Opinión

En el país de los ciegos...

El tuerto es el rey. Eso es lo que reza el dicho agudo y sentencioso, exponiendo como significado  que un mediocre parece bueno entre gente sin ningún valor y, en un sentido más amplio, aplicándose a lo que es mediano y parece bueno entre lo malo. Así el refranero popular define la dantesca imagen de lo que de un tiempo a esta parte tienen que tragar como ruedas de molino los ciudadanos, referido a la corte de negligentes y criminales que por este país pululan sin cortapisa.

Para ponerse en situación sin herir sensibilidades, en un estado donde los malandrines campan por sus fueros mientras los parroquianos transitan a penitentes, conviene un rápido repaso a los neologismos que definen con precisión diáfana a la proliferante miscelánea que amenaza a procelosa. En tal serie de cuestiones importantes conviene repasar la relación de amor odio entre marxismo y nacionalismo, entendiendo a fondo ambas cuestiones. Porque si el nacionalismo invoca al pasado, el hábito, la costumbre, la historia, el acervo, los antepasados y, en definitiva, al conjunto de valores o bienes culturales acumulados por herencia, constituye en sí mismo la más precisa descripción del conservadurismo, frente a un marxismo que, más allá de la base ideológica del materialismo histórico y dialéctico, sienta los fundamentos del comunismo, teoría política de lo más alejada de cualquier atavismo y que reprime con ferocidad toda tradición.

Tal es así que si difícil resulta comprender el papel de Gabriel Rufián en este negocio de la emancipación de Cataluña, más cuesta comprender la adhesión de Pablo Iglesias, y no porque  aquí se cuestione el derecho de autodeterminación de los catalanes o el del resto de los españoles a disfrutar del territorio, sino porque el comunismo por antonomasia busca el universalismo con idéntico ahínco que el islam la sharia, de ahí que cueste tanto concebir cómo la izquierda más extrema de este país pueda conciliar la barretina con el bolchevismo.
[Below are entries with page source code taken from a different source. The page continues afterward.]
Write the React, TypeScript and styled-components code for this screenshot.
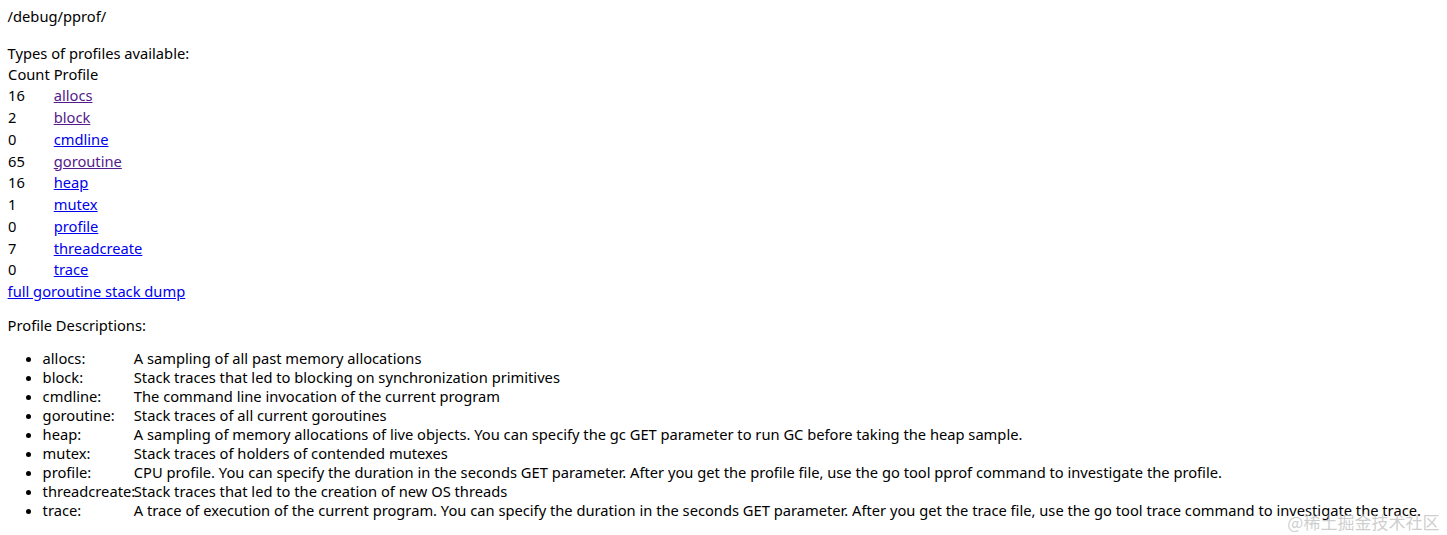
import React from 'react'
import styled, { createGlobalStyle } from 'styled-components'

const GlobalStyle = createGlobalStyle`
    html, body {
        margin: 0;
        padding: 0;
        background: #fff;
    }
    body {
        padding: 7px 7.6px;
        font-family: "Noto Sans", "Noto Sans CJK SC", sans-serif;
        font-size: 14.7px;
        line-height: 18.5px;
        color: #000;
    }
`

const Page = styled.div`
    position: relative;
    height: 521px;
`

const Table = styled.table`
    border-spacing: 2px;
    margin-left: -2.5px;
    font-size: 14.7px;
`

const Cell = styled.td`
    padding: 1px;
    line-height: 17.75px;
    vertical-align: top;
`

const Link = styled.a<{ $visited?: boolean }>`
    color: ${props => (props.$visited ? '#551a8b' : '#0000ee')};
    text-decoration: underline;
`

const Para = styled.p`
    margin: 15.2px 0;
`

const List = styled.ul`
    margin: 15.2px 0;
    padding-left: 35px;
`

const Item = styled.li`
    line-height: 19px;
    white-space: nowrap;
`

const Name = styled.div`
    display: inline-block;
    width: 91.2px;
`

const Watermark = styled.div`
    position: absolute;
    right: 0;
    bottom: -3px;
    font-size: 17px;
    color: rgba(190, 190, 190, 0.75);
    font-family: "Noto Sans CJK SC", sans-serif;
    pointer-events: none;
`

const profiles = [
    { count: 16, name: 'allocs', visited: true },
    { count: 2, name: 'block', visited: true },
    { count: 0, name: 'cmdline', visited: false },
    { count: 65, name: 'goroutine', visited: true },
    { count: 16, name: 'heap', visited: false },
    { count: 1, name: 'mutex', visited: false },
    { count: 0, name: 'profile', visited: false },
    { count: 7, name: 'threadcreate', visited: false },
    { count: 0, name: 'trace', visited: false },
]

const descriptions = [
    ['allocs', 'A sampling of all past memory allocations'],
    ['block', 'Stack traces that led to blocking on synchronization primitives'],
    ['cmdline', 'The command line invocation of the current program'],
    ['goroutine', 'Stack traces of all current goroutines'],
    ['heap', 'A sampling of memory allocations of live objects. You can specify the gc GET parameter to run GC before taking the heap sample.'],
    ['mutex', 'Stack traces of holders of contended mutexes'],
    ['profile', 'CPU profile. You can specify the duration in the seconds GET parameter. After you get the profile file, use the go tool pprof command to investigate the profile.'],
    ['threadcreate', 'Stack traces that led to the creation of new OS threads'],
    ['trace', 'A trace of execution of the current program. You can specify the duration in the seconds GET parameter. After you get the trace file, use the go tool trace command to investigate the trace.'],
]

export default function App() {
    return (
        <Page>
            <GlobalStyle />
            /debug/pprof/<br />
            <br />
            Types of profiles available:
            <Table>
                <thead>
                    <tr>
                        <Cell>Count</Cell>
                        <Cell>Profile</Cell>
                    </tr>
                </thead>
                <tbody>
                    {profiles.map(p => (
                        <tr key={p.name}>
                            <Cell>{p.count}</Cell>
                            <Cell>
                                <Link href="#" $visited={p.visited}>{p.name}</Link>
                            </Cell>
                        </tr>
                    ))}
                </tbody>
            </Table>
            <Link href="#">full goroutine stack dump</Link>
            <br />
            <Para>Profile Descriptions:</Para>
            <List>
                {descriptions.map(([name, text]) => (
                    <Item key={name}>
                        <Name>{name}: </Name>{text}
                    </Item>
                ))}
            </List>
            <Watermark>@稀土掘金技术社区</Watermark>
        </Page>
    )
}
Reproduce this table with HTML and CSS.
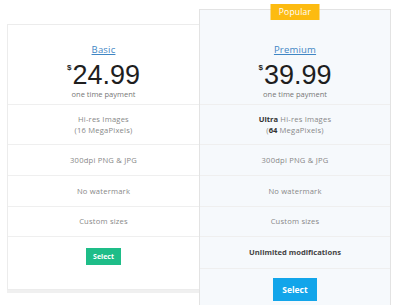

Pero lo más complicado resulta discernir cómo esta sacralización de lo nacional, esta pugna entre el nacionalismo frente al integrismo catalán, hace tabla rasa con el terrorismo criminal. La propuesta de que los amigos de mis amigos son mis amigos —y por extensión la postura hacia los adversarios—, no puede echar por tierra el sentido común ni la razón, alardeando una recua de tarados mentales en las redes sociales de hacer cola partiéndose el pecho para retratarse con Arnaldo Otegi, como si de un campeón defensor de la libertad se tratase. Una cosa es aspirar al autogobierno y otra que el árbol no deje ver el bosque. Los Consellers pueden reivindicar  —una vez relegado su papel de bisagra en los distintos gobiernos de España—, cuantas medidas estimen para devolver a Barcelona  el esplendor perdido durante la crisis económica,  incluso a través de la manipulación a la opinión pública, pintando como político un conflicto con un trasfondo meramente económico. Lo que resulta inaceptable es el desplante a la memoria de los mártires inmolados en 1987 por ETA con el atentado al Hipercor de la Ciudad Condal, caídos que igual deberían dolerle a todo bien nacido sin importar sus aspiraciones territoriales o preferencias ideológicas, como con profundidad apena y atañe al resto de españoles al margen de su origen.

Ignorar el daño del terrorismo simpatizando con los violentos por empatía hacia su causa  independentista, obviando la sangre derramada, es un agravio total a la justicia. No es lo mismo reclamar la independencia que arropar a asesinos, máxime cuando son artífices de una guerra ajena con víctimas hermanas, por más que haya quien yuxtaponga el vínculo equívoco entre parentesco y etnicidad. España no es enemiga de una Cataluña unida por una historia común y lazos de  consanguinidad sino de aquellos que, aprovechando la neglicencia de un segmento de exaltados, revuelven el río para sacar como ganancia el enfrentamiento, conscientes de que la fragmentación es el primer paso para la desintegración, trampolín codiciado para someter a todos los españoles bajo las garras asfixiantes del populismo. Porque como dijo el escritor estadounidense Noah Gordon en su exitosa novela La bodega, “los españoles no tenéis peor enemigo que vosotros mismos cuando se os da por pelearos”.